**Supplied material**
========================================

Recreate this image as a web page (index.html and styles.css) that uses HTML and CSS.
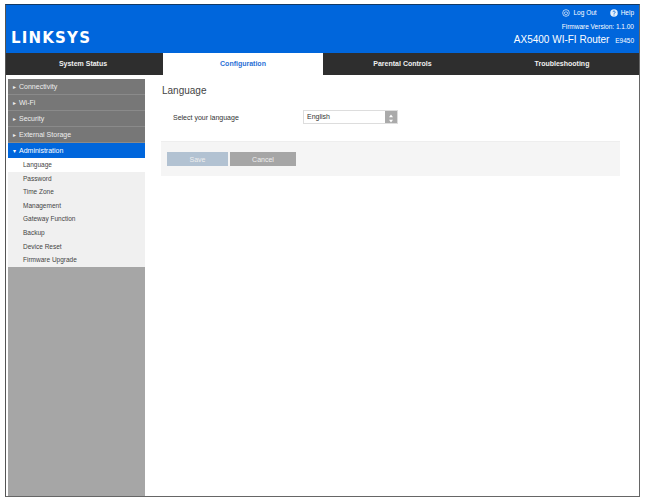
FILE: index.html
```html
<!DOCTYPE html>
<html lang="en">
<head>
  <meta charset="UTF-8">
  <meta name="viewport" content="width=device-width, initial-scale=1.0">
  <link rel="stylesheet" href="styles.css">
  <title>Linksys Router</title>
</head>
<body>
  <div class="frame">
    <header class="header">
      <div class="logo">LINKSYS</div>
      <div class="header-right">
        <div class="links">
          <span class="link">
            <svg class="icon" viewBox="0 0 12 12"><circle cx="6" cy="6" r="5" fill="none" stroke="#fff" stroke-width="1"/><path d="M6 3V6.2M4.2 4.4a2.5 2.5 0 1 0 3.6 0" fill="none" stroke="#fff" stroke-width="0.9"/></svg>
            Log Out
          </span>
          <span class="link">
            <svg class="icon" viewBox="0 0 12 12"><circle cx="6" cy="6" r="5.6" fill="#e6f0fb"/><path d="M4.3 4.7a1.7 1.7 0 1 1 2.6 1.5c-.6.3-.9.6-.9 1.3" fill="none" stroke="#0066dc" stroke-width="1.3"/><rect x="5.3" y="8.3" width="1.4" height="1.4" fill="#0066dc"/></svg>
            Help
          </span>
        </div>
        <div class="firmware">Firmware Version: 1.1.00</div>
        <div class="model">AX5400 WI-FI Router <small>E9450</small></div>
      </div>
    </header>

    <nav class="tabs">
      <div class="tab first">System Status</div>
      <div class="tab active">Configuration</div>
      <div class="tab">Parental Controls</div>
      <div class="tab last">Troubleshooting</div>
    </nav>

    <div class="main">
      <aside class="sidebar">
        <div class="menu-item"><span class="arrow">&#9656;</span>Connectivity</div>
        <div class="menu-item"><span class="arrow">&#9656;</span>Wi-Fi</div>
        <div class="menu-item"><span class="arrow">&#9656;</span>Security</div>
        <div class="menu-item"><span class="arrow">&#9656;</span>External Storage</div>
        <div class="menu-item open"><span class="arrow">&#9662;</span>Administration</div>
        <div class="submenu">
          <div class="sub-item current">Language</div>
          <div class="sub-item">Password</div>
          <div class="sub-item">Time Zone</div>
          <div class="sub-item">Management</div>
          <div class="sub-item">Gateway Function</div>
          <div class="sub-item">Backup</div>
          <div class="sub-item">Device Reset</div>
          <div class="sub-item">Firmware Upgrade</div>
        </div>
      </aside>

      <section class="content">
        <h1 class="title">Language</h1>
        <div class="field">
          <label class="field-label">Select your language</label>
          <div class="select">
            <span class="select-value">English</span>
            <span class="select-arrows">
              <svg viewBox="0 0 12 13" width="12" height="13"><path d="M6 2.5L8 5.2H4zM6 10.5L4 7.8H8z" fill="#fff"/></svg>
            </span>
          </div>
        </div>
        <div class="actions">
          <button class="button save">Save</button>
          <button class="button cancel">Cancel</button>
        </div>
      </section>
    </div>
  </div>
</body>
</html>
```

FILE: styles.css
```css
body {
  font-family: "Liberation Sans", Arial, sans-serif;
  margin: 0;
  padding: 0;
  background-color: #fff;
}

.frame {
  width: 633px;
  height: 491px;
  margin: 4px 0 0 5px;
  border-top: 1px solid #123a66;
  border-left: 1px solid #555;
  border-right: 1px solid #666;
  border-bottom: 1px solid #666;
  display: flex;
  flex-direction: column;
}

.header {
  height: 48px;
  background-color: #0066dc;
  color: #fff;
  display: flex;
  justify-content: space-between;
  align-items: flex-end;
  flex-shrink: 0;
}

.logo {
  font-family: "DejaVu Sans", sans-serif;
  font-weight: bold;
  font-size: 15px;
  line-height: 15px;
  letter-spacing: 1.2px;
  margin: 0 0 7px 5px;
}

.header-right {
  text-align: right;
  padding: 0 5px 6px 0;
}

.links {
  font-size: 6.5px;
  line-height: 10px;
  display: flex;
  justify-content: flex-end;
  gap: 13px;
  align-items: center;
}

.link {
  display: flex;
  align-items: center;
  gap: 3px;
}

.icon {
  width: 8px;
  height: 8px;
}

.firmware {
  font-size: 6.5px;
  line-height: 9px;
  margin-top: 4px;
}

.model {
  font-size: 10px;
  line-height: 13px;
  margin-top: 2px;
}

.model small {
  font-size: 6.5px;
  margin-left: 3px;
}

.tabs {
  display: grid;
  grid-template-columns: 157px 160px 159px 157px;
  height: 22px;
  background-color: #2e2e2e;
  flex-shrink: 0;
}

.tab {
  color: #f0f0f0;
  font-size: 7px;
  font-weight: bold;
  line-height: 22px;
  text-align: center;
}

.tab.first {
  padding-right: 3px;
}

.tab.last {
  padding-left: 3px;
}

.tab.active {
  background-color: #fff;
  color: #2a6fd6;
}

.main {
  flex: 1;
  display: flex;
  min-height: 0;
}

.sidebar {
  width: 137px;
  margin: 4px 0 0 2px;
  background-color: #a6a6a6;
  flex-shrink: 0;
}

.menu-item {
  height: 15px;
  line-height: 15px;
  background-color: #777;
  color: #eee;
  font-size: 7px;
  border-bottom: 1px solid #8a8a8a;
  padding-left: 5px;
}

.arrow {
  display: inline-block;
  width: 6px;
  font-size: 6px;
}

.menu-item.open {
  background-color: #0066dc;
  color: #fff;
  border-bottom: none;
}

.submenu {
  background-color: #f0f0f0;
}

.sub-item {
  height: 13.6px;
  line-height: 14px;
  font-size: 6.5px;
  color: #444;
  padding-left: 15px;
}

.sub-item.current {
  background-color: #fff;
}

.content {
  flex: 1;
  padding: 9px 19px 0 17px;
}

.title {
  font-size: 10px;
  font-weight: normal;
  color: #444;
  line-height: 14px;
  margin: 0;
}

.field {
  display: flex;
  align-items: center;
  margin: 12px 0 0 11px;
  height: 14px;
}

.field-label {
  width: 130px;
  font-size: 7px;
  color: #333;
}

.select {
  width: 93px;
  height: 12px;
  display: flex;
  justify-content: space-between;
  border: 1px solid #ddd;
  background-color: #fff;
}

.select-value {
  font-size: 7px;
  line-height: 12px;
  color: #333;
  padding-left: 3px;
}

.select-arrows {
  width: 12px;
  height: 12px;
  background-color: #aaa;
}

.actions {
  margin: 17px 0 0 -1px;
  height: 35px;
  background-color: #f5f5f5;
  border-top: 1px solid #eee;
  display: flex;
  align-items: flex-start;
  gap: 2px;
  padding: 10px 0 0 6px;
  box-sizing: border-box;
}

.button {
  height: 14px;
  border: none;
  padding: 0;
  color: #eee;
  font-family: inherit;
  font-size: 7px;
}

.save {
  width: 61px;
  background-color: #b2c2d2;
}

.cancel {
  width: 66px;
  background-color: #a6a6a6;
}
```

========================================

**Work to do**
Using the material above, return every line exactly as it appears, minus the pictures.

**Result below**
Recreate this image as a web page (index.html and styles.css) that uses HTML and CSS.
FILE: index.html
```html
<!DOCTYPE html>
<html lang="en">
<head>
  <meta charset="UTF-8">
  <meta name="viewport" content="width=device-width, initial-scale=1.0">
  <link rel="stylesheet" href="styles.css">
  <title>Linksys Router</title>
</head>
<body>
  <div class="frame">
    <header class="header">
      <div class="logo">LINKSYS</div>
      <div class="header-right">
        <div class="links">
          <span class="link">
            <svg class="icon" viewBox="0 0 12 12"><circle cx="6" cy="6" r="5" fill="none" stroke="#fff" stroke-width="1"/><path d="M6 3V6.2M4.2 4.4a2.5 2.5 0 1 0 3.6 0" fill="none" stroke="#fff" stroke-width="0.9"/></svg>
            Log Out
          </span>
          <span class="link">
            <svg class="icon" viewBox="0 0 12 12"><circle cx="6" cy="6" r="5.6" fill="#e6f0fb"/><path d="M4.3 4.7a1.7 1.7 0 1 1 2.6 1.5c-.6.3-.9.6-.9 1.3" fill="none" stroke="#0066dc" stroke-width="1.3"/><rect x="5.3" y="8.3" width="1.4" height="1.4" fill="#0066dc"/></svg>
            Help
          </span>
        </div>
        <div class="firmware">Firmware Version: 1.1.00</div>
        <div class="model">AX5400 WI-FI Router <small>E9450</small></div>
      </div>
    </header>

    <nav class="tabs">
      <div class="tab first">System Status</div>
      <div class="tab active">Configuration</div>
      <div class="tab">Parental Controls</div>
      <div class="tab last">Troubleshooting</div>
    </nav>

    <div class="main">
      <aside class="sidebar">
        <div class="menu-item"><span class="arrow">&#9656;</span>Connectivity</div>
        <div class="menu-item"><span class="arrow">&#9656;</span>Wi-Fi</div>
        <div class="menu-item"><span class="arrow">&#9656;</span>Security</div>
        <div class="menu-item"><span class="arrow">&#9656;</span>External Storage</div>
        <div class="menu-item open"><span class="arrow">&#9662;</span>Administration</div>
        <div class="submenu">
          <div class="sub-item current">Language</div>
          <div class="sub-item">Password</div>
          <div class="sub-item">Time Zone</div>
          <div class="sub-item">Management</div>
          <div class="sub-item">Gateway Function</div>
          <div class="sub-item">Backup</div>
          <div class="sub-item">Device Reset</div>
          <div class="sub-item">Firmware Upgrade</div>
        </div>
      </aside>

      <section class="content">
        <h1 class="title">Language</h1>
        <div class="field">
          <label class="field-label">Select your language</label>
          <div class="select">
            <span class="select-value">English</span>
            <span class="select-arrows">
              <svg viewBox="0 0 12 13" width="12" height="13"><path d="M6 2.5L8 5.2H4zM6 10.5L4 7.8H8z" fill="#fff"/></svg>
            </span>
          </div>
        </div>
        <div class="actions">
          <button class="button save">Save</button>
          <button class="button cancel">Cancel</button>
        </div>
      </section>
    </div>
  </div>
</body>
</html>
```

FILE: styles.css
```css
body {
  font-family: "Liberation Sans", Arial, sans-serif;
  margin: 0;
  padding: 0;
  background-color: #fff;
}

.frame {
  width: 633px;
  height: 491px;
  margin: 4px 0 0 5px;
  border-top: 1px solid #123a66;
  border-left: 1px solid #555;
  border-right: 1px solid #666;
  border-bottom: 1px solid #666;
  display: flex;
  flex-direction: column;
}

.header {
  height: 48px;
  background-color: #0066dc;
  color: #fff;
  display: flex;
  justify-content: space-between;
  align-items: flex-end;
  flex-shrink: 0;
}

.logo {
  font-family: "DejaVu Sans", sans-serif;
  font-weight: bold;
  font-size: 15px;
  line-height: 15px;
  letter-spacing: 1.2px;
  margin: 0 0 7px 5px;
}

.header-right {
  text-align: right;
  padding: 0 5px 6px 0;
}

.links {
  font-size: 6.5px;
  line-height: 10px;
  display: flex;
  justify-content: flex-end;
  gap: 13px;
  align-items: center;
}

.link {
  display: flex;
  align-items: center;
  gap: 3px;
}

.icon {
  width: 8px;
  height: 8px;
}

.firmware {
  font-size: 6.5px;
  line-height: 9px;
  margin-top: 4px;
}

.model {
  font-size: 10px;
  line-height: 13px;
  margin-top: 2px;
}

.model small {
  font-size: 6.5px;
  margin-left: 3px;
}

.tabs {
  display: grid;
  grid-template-columns: 157px 160px 159px 157px;
  height: 22px;
  background-color: #2e2e2e;
  flex-shrink: 0;
}

.tab {
  color: #f0f0f0;
  font-size: 7px;
  font-weight: bold;
  line-height: 22px;
  text-align: center;
}

.tab.first {
  padding-right: 3px;
}

.tab.last {
  padding-left: 3px;
}

.tab.active {
  background-color: #fff;
  color: #2a6fd6;
}

.main {
  flex: 1;
  display: flex;
  min-height: 0;
}

.sidebar {
  width: 137px;
  margin: 4px 0 0 2px;
  background-color: #a6a6a6;
  flex-shrink: 0;
}

.menu-item {
  height: 15px;
  line-height: 15px;
  background-color: #777;
  color: #eee;
  font-size: 7px;
  border-bottom: 1px solid #8a8a8a;
  padding-left: 5px;
}

.arrow {
  display: inline-block;
  width: 6px;
  font-size: 6px;
}

.menu-item.open {
  background-color: #0066dc;
  color: #fff;
  border-bottom: none;
}

.submenu {
  background-color: #f0f0f0;
}

.sub-item {
  height: 13.6px;
  line-height: 14px;
  font-size: 6.5px;
  color: #444;
  padding-left: 15px;
}

.sub-item.current {
  background-color: #fff;
}

.content {
  flex: 1;
  padding: 9px 19px 0 17px;
}

.title {
  font-size: 10px;
  font-weight: normal;
  color: #444;
  line-height: 14px;
  margin: 0;
}

.field {
  display: flex;
  align-items: center;
  margin: 12px 0 0 11px;
  height: 14px;
}

.field-label {
  width: 130px;
  font-size: 7px;
  color: #333;
}

.select {
  width: 93px;
  height: 12px;
  display: flex;
  justify-content: space-between;
  border: 1px solid #ddd;
  background-color: #fff;
}

.select-value {
  font-size: 7px;
  line-height: 12px;
  color: #333;
  padding-left: 3px;
}

.select-arrows {
  width: 12px;
  height: 12px;
  background-color: #aaa;
}

.actions {
  margin: 17px 0 0 -1px;
  height: 35px;
  background-color: #f5f5f5;
  border-top: 1px solid #eee;
  display: flex;
  align-items: flex-start;
  gap: 2px;
  padding: 10px 0 0 6px;
  box-sizing: border-box;
}

.button {
  height: 14px;
  border: none;
  padding: 0;
  color: #eee;
  font-family: inherit;
  font-size: 7px;
}

.save {
  width: 61px;
  background-color: #b2c2d2;
}

.cancel {
  width: 66px;
  background-color: #a6a6a6;
}
```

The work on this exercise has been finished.